While I'm just one sample, I bet that most people who are focused on wealth accumulation do not view money in material terms. I see it as a score - something like experience points in an RPG. Spending money is painful to me, it's like getting level drained. It was hard for me during the last Christmas season when I forced myself to buy some gadgets ( Got a Kindle Fire and a Samsung MV800 camera ) but had to realise that it did not give me any personal satisfaction.

( But a visit to the NUS CO-OP to buy psychology textbooks ultimately did because I now have a lot of theories I want to test in real life )

There is safety and security even if money is not spent. Equity ownership gives a stock holder power, he has a right to table questions to the management of the company that he owns. He can work because he wants to be associated with an organization or to fend off boredom.

That's why we save. We're buying security and power.

Sunday, January 01, 2012

Moving forward - 2012.

Resolution is too strong a word for setting of goals for 2012. Not all of my goals are completely within my control. e.g. This may turn out to be a tough year for the financial markets and rents may start dropping.

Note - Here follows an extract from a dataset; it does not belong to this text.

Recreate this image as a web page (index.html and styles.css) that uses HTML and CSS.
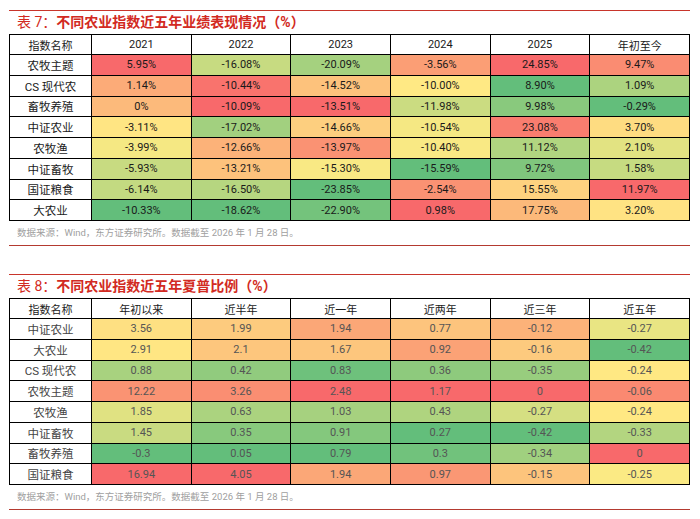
FILE: index.html
```html
<!DOCTYPE html>
<html lang="zh-CN">
<head>
<meta charset="utf-8">
<title>农业指数</title>
<link rel="stylesheet" href="styles.css">
</head>
<body>
<div class="page">
  <section class="exhibit">
    <h2 class="caption"><span class="num">表 7：</span>不同农业指数近五年业绩表现情况（%）</h2>
    <table class="heat t1">
      <colgroup><col class="c-name"><col><col><col><col><col><col></colgroup>
      <thead>
        <tr><th>指数名称</th><th>2021</th><th>2022</th><th>2023</th><th>2024</th><th>2025</th><th>年初至今</th></tr>
      </thead>
      <tbody>
        <tr><td>农牧主题</td><td>5.95%</td><td>-16.08%</td><td>-20.09%</td><td>-3.56%</td><td>24.85%</td><td>9.47%</td></tr>
        <tr><td>CS 现代农</td><td>1.14%</td><td>-10.44%</td><td>-14.52%</td><td>-10.00%</td><td>8.90%</td><td>1.09%</td></tr>
        <tr><td>畜牧养殖</td><td>0%</td><td>-10.09%</td><td>-13.51%</td><td>-11.98%</td><td>9.98%</td><td>-0.29%</td></tr>
        <tr><td>中证农业</td><td>-3.11%</td><td>-17.02%</td><td>-14.66%</td><td>-10.54%</td><td>23.08%</td><td>3.70%</td></tr>
        <tr><td>农牧渔</td><td>-3.99%</td><td>-12.66%</td><td>-13.97%</td><td>-10.40%</td><td>11.12%</td><td>2.10%</td></tr>
        <tr><td>中证畜牧</td><td>-5.93%</td><td>-13.21%</td><td>-15.30%</td><td>-15.59%</td><td>9.72%</td><td>1.58%</td></tr>
        <tr><td>国证粮食</td><td>-6.14%</td><td>-16.50%</td><td>-23.85%</td><td>-2.54%</td><td>15.55%</td><td>11.97%</td></tr>
        <tr><td>大农业</td><td>-10.33%</td><td>-18.62%</td><td>-22.90%</td><td>0.98%</td><td>17.75%</td><td>3.20%</td></tr>
      </tbody>
    </table>
    <p class="source">数据来源：Wind，东方证券研究所。数据截至 2026 年 1 月 28 日。</p>
  </section>

  <section class="exhibit">
    <h2 class="caption"><span class="num">表 8：</span>不同农业指数近五年夏普比例（%）</h2>
    <table class="heat t2">
      <colgroup><col class="c-name"><col><col><col><col><col><col></colgroup>
      <thead>
        <tr><th>指数名称</th><th>年初以来</th><th>近半年</th><th>近一年</th><th>近两年</th><th>近三年</th><th>近五年</th></tr>
      </thead>
      <tbody>
        <tr><td>中证农业</td><td>3.56</td><td>1.99</td><td>1.94</td><td>0.77</td><td>-0.12</td><td>-0.27</td></tr>
        <tr><td>大农业</td><td>2.91</td><td>2.1</td><td>1.67</td><td>0.92</td><td>-0.16</td><td>-0.42</td></tr>
        <tr><td>CS 现代农</td><td>0.88</td><td>0.42</td><td>0.83</td><td>0.36</td><td>-0.35</td><td>-0.24</td></tr>
        <tr><td>农牧主题</td><td>12.22</td><td>3.26</td><td>2.48</td><td>1.17</td><td>0</td><td>-0.06</td></tr>
        <tr><td>农牧渔</td><td>1.85</td><td>0.63</td><td>1.03</td><td>0.43</td><td>-0.27</td><td>-0.24</td></tr>
        <tr><td>中证畜牧</td><td>1.45</td><td>0.35</td><td>0.91</td><td>0.27</td><td>-0.42</td><td>-0.33</td></tr>
        <tr><td>畜牧养殖</td><td>-0.3</td><td>0.05</td><td>0.79</td><td>0.3</td><td>-0.34</td><td>0</td></tr>
        <tr><td>国证粮食</td><td>16.94</td><td>4.05</td><td>1.94</td><td>0.97</td><td>-0.15</td><td>-0.25</td></tr>
      </tbody>
    </table>
    <p class="source">数据来源：Wind，东方证券研究所。数据截至 2026 年 1 月 28 日。</p>
  </section>
</div>
<script src="script.js"></script>
</body>
</html>
```

FILE: styles.css
```css
html, body {
  margin: 0;
  background: #ffffff;
}
body {
  font-family: Roboto, "Noto Sans CJK SC", sans-serif;
  color: #1a1a1a;
}
.page {
  width: 681px;
  padding: 10px 0 0 9px;
}
.exhibit {
  border-top: 1px solid #c8352b;
  border-bottom: 1px solid #b43a30;
}
.exhibit + .exhibit {
  margin-top: 28px;
}
.caption {
  margin: 0;
  height: 23px;
  line-height: 23px;
  padding-left: 8px;
  font-size: 14px;
  font-weight: bold;
  color: #d22a22;
  white-space: nowrap;
}
.caption .num {
  font-weight: normal;
}
.heat {
  width: 681px;
  border-collapse: collapse;
  table-layout: fixed;
  border: 1px solid #000;
}
.heat .c-name {
  width: 82px;
}
.heat th,
.heat td {
  border: 1px solid #000;
  padding: 0;
  text-align: center;
  font-size: 11px;
  font-weight: normal;
  white-space: nowrap;
}
.heat th {
  height: 19px;
  background: #ffffff;
  color: #1a1a1a;
}
.heat td {
  height: 19.75px;
}
.heat td:first-child {
  background: #ffffff;
  font-size: 11.5px;
}
.t2 td {
  color: #555555;
}
.t2 td:first-child {
  color: #444444;
}
.source {
  margin: 0;
  height: 24px;
  line-height: 24px;
  padding-left: 8px;
  font-size: 9.5px;
  color: #a0a0a0;
  white-space: nowrap;
}
```

FILE: script.js
```js
(function () {
  var G = [99, 190, 123];
  var Y = [255, 235, 132];
  var R = [248, 105, 107];
  function mix(a, b, f) {
    return 'rgb(' + a.map(function (x, i) { return Math.round(x + (b[i] - x) * f); }).join(',') + ')';
  }
  document.querySelectorAll('table.heat').forEach(function (t) {
    var rows = Array.prototype.slice.call(t.tBodies[0].rows);
    var ncol = rows[0].cells.length;
    for (var c = 1; c < ncol; c++) {
      var vals = rows.map(function (r) { return parseFloat(r.cells[c].textContent); });
      var s = vals.slice().sort(function (a, b) { return a - b; });
      var min = s[0], max = s[s.length - 1];
      var pos = (s.length - 1) * 0.5, lo = Math.floor(pos), hi = Math.ceil(pos);
      var mid = s[lo] + (s[hi] - s[lo]) * (pos - lo);
      rows.forEach(function (r, i) {
        var v = vals[i], col;
        if (v >= mid) {
          col = mix(Y, R, max === mid ? 0 : (v - mid) / (max - mid));
        } else {
          col = mix(Y, G, mid === min ? 0 : (mid - v) / (mid - min));
        }
        r.cells[c].style.backgroundColor = col;
      });
    }
  });
})();
```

Given that 2011 has been such a year of violent change for me, I hope 2012 will be more stable.

a) Hold onto my job and save enough income to raise my 2013 dividend payout to be at least $65,000/year.

b) Publish two works of non-fiction, update my Fantasy RPG. New fictional work is an optional bonus. I'm going to let the Singapore Writers Festival of 2012 determine if I get my inspiration to get another piece of fiction out.

c) Get certified in an IT qualification on Cloud Computing. 2012 may be the year outsourcing management gets turned upside down which may result in more industry job losses.

d) Exercise ! I should have at least 2 30-minute sessions a week.

Until April 2012 where I have a huge project to complete, I'm not pursuing any formal goals in the short term. Instead, I'll be searching for some opportunity to develop my artistic talents.

Straight into 2012, I am looking for a class on song writing. Go figure.